Mais alors qu’elles arrivaient aux devants du bureau de ladite CPE, des pas précipités retentirent derrière elles, et elles se retournèrent. Et quelques secondes après, Rangiku apparaissait, en courant, le visage habité par un affolement colérique. Elle ne prononça aucun mot. Elle s’arrêta à environ deux mètres d’Orihime et la déshabilla du regard. Le soulagement se teignit sur son visage. Puis, elle se jeta tout bonnement sur Orihime et vint l’enlacer. La rouquine se laissa entraîner dans les bras de la blonde vénitienne. De nouveau, elle crut qu’elle allait pleurer.
Excuse-moi, Rangiku, murmura-t-elle. Je n’aurais pas dû-
Chut, la coupa la concernée en se serrant un peu plus contre elle. Tais-toi, ce n’est pas le moment.

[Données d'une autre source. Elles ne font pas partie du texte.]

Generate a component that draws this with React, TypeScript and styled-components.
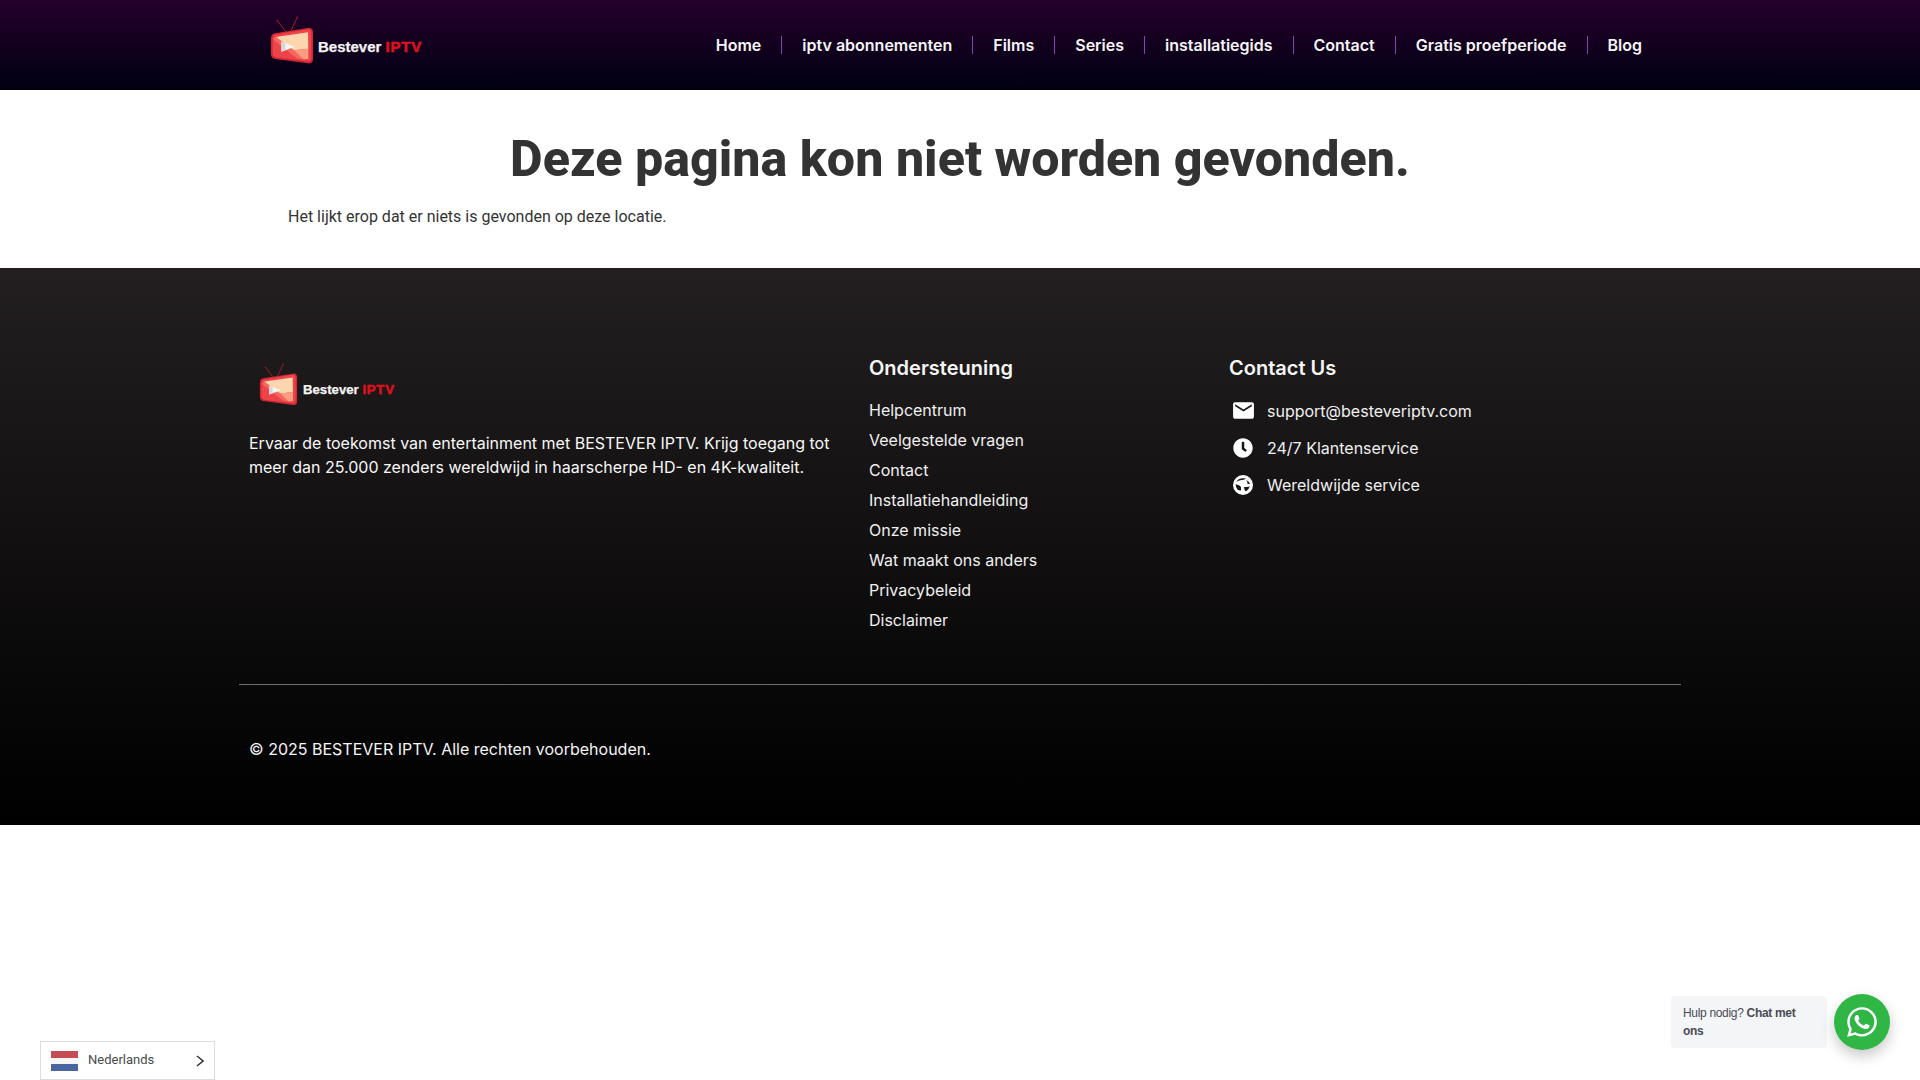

Puis, aussitôt, Tia vint rejoindre l’étreinte. Les yeux d’Orihime se fermèrent et de nouvelles larmes roulèrent sur ses joues. Tia, Rangiku, elle ne les remercierait jamais assez. Pour la première fois depuis la mort de Tatsuki, Orihime se sentait bien. Pour la première fois depuis ce jour fatidique, elle ne se sentait plus seule. Et pour la première fois, elle caressait le bonheur du bout des doigts. Un bonheur fragile et éphémère, mais un bonheur quand même.